## [Directive]
In the lines below, output everything from the first line through the line containing "Trash2, UserRoundPlus, X" exactly as it is. Pictures are not part of the output.

## [Dataset extract]
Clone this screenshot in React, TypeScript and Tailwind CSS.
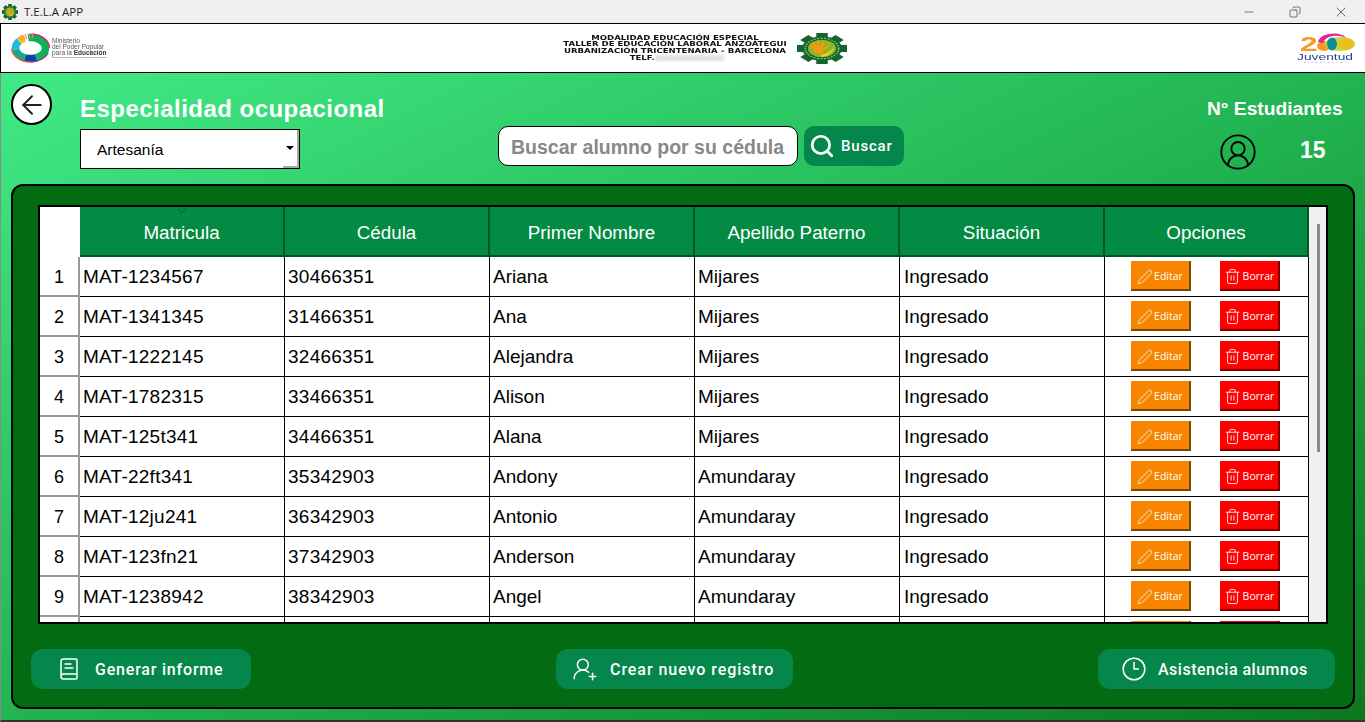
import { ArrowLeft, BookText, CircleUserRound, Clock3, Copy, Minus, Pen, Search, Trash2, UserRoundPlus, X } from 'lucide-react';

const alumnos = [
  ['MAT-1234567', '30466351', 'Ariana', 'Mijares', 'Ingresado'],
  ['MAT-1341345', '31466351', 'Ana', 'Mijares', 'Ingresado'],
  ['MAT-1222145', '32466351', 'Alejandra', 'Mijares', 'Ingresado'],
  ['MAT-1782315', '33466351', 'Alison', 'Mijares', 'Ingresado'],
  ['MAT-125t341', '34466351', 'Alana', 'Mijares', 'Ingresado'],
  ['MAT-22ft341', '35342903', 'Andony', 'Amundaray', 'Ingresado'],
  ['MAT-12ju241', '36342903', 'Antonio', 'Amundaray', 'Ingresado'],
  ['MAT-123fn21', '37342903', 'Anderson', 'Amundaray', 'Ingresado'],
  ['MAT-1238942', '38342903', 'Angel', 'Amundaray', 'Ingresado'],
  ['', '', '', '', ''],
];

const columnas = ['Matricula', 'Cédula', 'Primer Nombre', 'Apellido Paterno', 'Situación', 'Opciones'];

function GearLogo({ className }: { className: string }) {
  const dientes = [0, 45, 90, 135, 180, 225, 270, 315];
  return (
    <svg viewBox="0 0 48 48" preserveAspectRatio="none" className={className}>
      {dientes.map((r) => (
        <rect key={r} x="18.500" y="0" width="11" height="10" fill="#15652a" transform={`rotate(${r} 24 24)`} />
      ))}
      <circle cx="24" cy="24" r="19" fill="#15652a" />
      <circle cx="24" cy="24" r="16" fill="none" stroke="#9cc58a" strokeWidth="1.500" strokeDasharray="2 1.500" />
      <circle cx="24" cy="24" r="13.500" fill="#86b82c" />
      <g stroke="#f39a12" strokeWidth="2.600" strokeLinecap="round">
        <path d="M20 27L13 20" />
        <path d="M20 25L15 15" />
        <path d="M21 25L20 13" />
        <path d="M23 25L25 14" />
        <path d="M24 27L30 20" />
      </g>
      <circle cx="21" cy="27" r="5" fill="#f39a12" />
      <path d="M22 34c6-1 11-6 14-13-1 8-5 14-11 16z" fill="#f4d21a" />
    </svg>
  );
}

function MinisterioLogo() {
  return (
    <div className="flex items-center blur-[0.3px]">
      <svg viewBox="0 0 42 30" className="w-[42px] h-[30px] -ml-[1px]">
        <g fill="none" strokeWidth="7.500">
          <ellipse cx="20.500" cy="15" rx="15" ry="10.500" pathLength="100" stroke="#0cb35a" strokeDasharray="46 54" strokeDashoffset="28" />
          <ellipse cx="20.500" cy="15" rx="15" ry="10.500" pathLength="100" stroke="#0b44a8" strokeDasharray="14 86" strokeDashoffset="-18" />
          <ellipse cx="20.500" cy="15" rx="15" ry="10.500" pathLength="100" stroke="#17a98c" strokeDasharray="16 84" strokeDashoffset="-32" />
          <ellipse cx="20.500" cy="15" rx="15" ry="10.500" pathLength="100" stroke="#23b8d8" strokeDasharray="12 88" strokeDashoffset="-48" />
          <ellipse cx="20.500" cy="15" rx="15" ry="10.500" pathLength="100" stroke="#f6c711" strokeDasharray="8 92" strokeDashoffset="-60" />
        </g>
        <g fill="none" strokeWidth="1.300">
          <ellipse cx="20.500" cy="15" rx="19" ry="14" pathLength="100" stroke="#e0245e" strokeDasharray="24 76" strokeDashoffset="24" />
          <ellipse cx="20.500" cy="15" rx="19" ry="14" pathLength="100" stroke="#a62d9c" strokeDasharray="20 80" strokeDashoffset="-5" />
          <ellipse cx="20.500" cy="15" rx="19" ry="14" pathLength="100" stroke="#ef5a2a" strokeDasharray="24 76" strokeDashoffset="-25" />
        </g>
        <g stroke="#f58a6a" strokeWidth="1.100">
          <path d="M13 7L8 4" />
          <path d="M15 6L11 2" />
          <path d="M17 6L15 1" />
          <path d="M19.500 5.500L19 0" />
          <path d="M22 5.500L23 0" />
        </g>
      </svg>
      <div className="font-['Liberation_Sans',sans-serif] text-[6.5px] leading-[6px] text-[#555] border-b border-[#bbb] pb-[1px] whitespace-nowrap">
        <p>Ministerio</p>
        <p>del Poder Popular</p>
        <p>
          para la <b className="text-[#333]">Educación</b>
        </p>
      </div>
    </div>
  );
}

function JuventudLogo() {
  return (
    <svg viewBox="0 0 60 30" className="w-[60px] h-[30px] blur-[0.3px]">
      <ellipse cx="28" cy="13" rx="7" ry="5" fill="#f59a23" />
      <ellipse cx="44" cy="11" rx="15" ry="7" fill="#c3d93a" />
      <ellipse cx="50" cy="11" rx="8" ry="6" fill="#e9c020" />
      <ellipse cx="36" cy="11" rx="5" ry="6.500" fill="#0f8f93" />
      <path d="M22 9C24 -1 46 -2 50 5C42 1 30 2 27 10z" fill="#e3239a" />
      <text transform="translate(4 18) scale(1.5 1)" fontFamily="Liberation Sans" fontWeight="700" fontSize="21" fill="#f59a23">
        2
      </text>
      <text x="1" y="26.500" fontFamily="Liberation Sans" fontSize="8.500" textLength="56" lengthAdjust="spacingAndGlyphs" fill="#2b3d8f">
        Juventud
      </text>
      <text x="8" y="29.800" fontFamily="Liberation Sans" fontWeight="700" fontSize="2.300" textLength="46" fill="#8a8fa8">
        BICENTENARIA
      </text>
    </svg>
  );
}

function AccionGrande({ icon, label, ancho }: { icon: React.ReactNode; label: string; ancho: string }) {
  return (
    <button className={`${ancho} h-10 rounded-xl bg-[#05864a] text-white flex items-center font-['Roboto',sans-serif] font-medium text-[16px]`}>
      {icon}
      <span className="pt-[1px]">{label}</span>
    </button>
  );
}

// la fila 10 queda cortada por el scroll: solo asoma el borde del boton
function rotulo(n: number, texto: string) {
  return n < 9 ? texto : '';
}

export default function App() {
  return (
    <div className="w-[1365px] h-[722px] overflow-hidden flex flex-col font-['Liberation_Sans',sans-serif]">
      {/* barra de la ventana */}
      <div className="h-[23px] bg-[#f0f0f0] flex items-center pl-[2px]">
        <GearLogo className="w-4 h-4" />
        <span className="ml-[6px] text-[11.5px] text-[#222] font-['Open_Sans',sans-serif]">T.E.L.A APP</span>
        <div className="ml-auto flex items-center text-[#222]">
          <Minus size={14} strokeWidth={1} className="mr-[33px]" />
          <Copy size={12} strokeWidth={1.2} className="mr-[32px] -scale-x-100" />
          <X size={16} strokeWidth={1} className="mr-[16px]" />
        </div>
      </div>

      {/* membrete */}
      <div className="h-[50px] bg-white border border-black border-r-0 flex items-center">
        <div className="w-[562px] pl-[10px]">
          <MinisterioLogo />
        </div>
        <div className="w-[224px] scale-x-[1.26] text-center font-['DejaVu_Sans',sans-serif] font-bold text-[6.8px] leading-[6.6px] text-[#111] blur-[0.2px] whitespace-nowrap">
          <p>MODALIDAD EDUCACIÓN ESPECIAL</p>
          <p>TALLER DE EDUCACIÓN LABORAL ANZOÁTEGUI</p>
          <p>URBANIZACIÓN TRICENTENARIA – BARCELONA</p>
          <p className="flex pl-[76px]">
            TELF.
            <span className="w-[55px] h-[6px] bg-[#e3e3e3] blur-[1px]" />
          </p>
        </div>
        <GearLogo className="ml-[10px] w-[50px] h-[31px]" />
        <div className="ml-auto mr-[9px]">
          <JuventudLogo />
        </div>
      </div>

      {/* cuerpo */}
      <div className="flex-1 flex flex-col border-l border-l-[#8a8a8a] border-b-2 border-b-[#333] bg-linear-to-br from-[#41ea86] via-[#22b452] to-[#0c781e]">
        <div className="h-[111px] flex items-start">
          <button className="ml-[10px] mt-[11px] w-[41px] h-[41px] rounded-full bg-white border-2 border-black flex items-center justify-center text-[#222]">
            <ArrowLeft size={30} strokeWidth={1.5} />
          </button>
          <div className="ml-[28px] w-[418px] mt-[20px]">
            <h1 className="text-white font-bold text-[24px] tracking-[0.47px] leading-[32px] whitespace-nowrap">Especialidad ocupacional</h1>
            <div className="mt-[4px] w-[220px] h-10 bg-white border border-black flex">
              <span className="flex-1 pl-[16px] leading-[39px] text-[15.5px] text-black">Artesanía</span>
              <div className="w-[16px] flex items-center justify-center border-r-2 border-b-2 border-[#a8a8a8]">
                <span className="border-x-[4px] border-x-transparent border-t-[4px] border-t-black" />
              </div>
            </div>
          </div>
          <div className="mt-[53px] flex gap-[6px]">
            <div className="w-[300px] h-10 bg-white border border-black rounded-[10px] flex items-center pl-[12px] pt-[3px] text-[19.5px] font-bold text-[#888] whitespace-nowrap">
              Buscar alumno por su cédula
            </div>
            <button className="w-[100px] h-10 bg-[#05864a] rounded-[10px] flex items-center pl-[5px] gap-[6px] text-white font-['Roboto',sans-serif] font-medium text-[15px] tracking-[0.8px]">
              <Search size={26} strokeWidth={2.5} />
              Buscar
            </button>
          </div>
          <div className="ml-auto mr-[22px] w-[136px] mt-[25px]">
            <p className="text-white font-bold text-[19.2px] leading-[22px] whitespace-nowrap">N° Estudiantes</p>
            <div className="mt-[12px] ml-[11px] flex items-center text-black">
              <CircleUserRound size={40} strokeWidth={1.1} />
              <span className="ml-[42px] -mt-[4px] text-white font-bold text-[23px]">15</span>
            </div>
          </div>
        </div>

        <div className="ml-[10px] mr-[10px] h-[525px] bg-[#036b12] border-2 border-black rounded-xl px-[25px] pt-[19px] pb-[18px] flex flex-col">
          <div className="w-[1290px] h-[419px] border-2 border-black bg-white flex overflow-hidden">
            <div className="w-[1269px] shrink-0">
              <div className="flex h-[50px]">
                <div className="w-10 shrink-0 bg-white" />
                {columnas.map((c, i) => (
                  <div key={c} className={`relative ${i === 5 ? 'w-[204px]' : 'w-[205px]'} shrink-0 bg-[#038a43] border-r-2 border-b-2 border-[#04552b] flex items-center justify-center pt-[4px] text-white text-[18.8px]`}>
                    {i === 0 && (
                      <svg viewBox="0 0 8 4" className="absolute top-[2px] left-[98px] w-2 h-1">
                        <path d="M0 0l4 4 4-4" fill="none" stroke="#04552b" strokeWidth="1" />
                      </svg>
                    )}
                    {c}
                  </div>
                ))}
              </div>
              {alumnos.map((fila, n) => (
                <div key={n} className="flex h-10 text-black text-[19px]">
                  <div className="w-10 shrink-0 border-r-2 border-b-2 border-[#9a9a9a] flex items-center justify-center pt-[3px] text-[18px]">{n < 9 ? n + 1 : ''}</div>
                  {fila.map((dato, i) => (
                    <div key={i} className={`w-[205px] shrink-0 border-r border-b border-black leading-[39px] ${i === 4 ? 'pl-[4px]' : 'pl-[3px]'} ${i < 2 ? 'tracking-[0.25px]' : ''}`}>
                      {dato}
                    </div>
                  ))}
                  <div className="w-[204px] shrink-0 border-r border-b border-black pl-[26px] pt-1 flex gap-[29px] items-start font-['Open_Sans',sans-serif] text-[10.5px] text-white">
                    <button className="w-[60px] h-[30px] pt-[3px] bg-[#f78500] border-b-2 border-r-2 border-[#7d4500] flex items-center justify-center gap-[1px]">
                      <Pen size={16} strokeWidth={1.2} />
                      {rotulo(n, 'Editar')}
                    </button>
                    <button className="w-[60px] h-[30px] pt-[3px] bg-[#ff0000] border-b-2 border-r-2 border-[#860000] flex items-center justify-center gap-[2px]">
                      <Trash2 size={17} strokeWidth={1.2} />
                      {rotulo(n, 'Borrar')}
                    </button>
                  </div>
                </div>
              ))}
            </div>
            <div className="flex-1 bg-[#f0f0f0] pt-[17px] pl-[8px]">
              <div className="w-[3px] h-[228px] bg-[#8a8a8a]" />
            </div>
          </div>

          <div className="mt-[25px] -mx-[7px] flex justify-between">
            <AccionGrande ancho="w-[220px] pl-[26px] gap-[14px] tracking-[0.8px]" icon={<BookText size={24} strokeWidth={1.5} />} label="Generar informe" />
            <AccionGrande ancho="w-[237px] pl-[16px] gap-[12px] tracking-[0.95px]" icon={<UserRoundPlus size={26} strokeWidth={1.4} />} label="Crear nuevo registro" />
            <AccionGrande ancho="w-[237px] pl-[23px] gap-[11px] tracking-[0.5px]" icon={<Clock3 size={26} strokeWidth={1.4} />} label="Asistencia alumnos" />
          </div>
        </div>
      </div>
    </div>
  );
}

## [Task response]
Clone this screenshot in React, TypeScript and Tailwind CSS.
import { ArrowLeft, BookText, CircleUserRound, Clock3, Copy, Minus, Pen, Search, Trash2, UserRoundPlus, X } from 'lucide-react';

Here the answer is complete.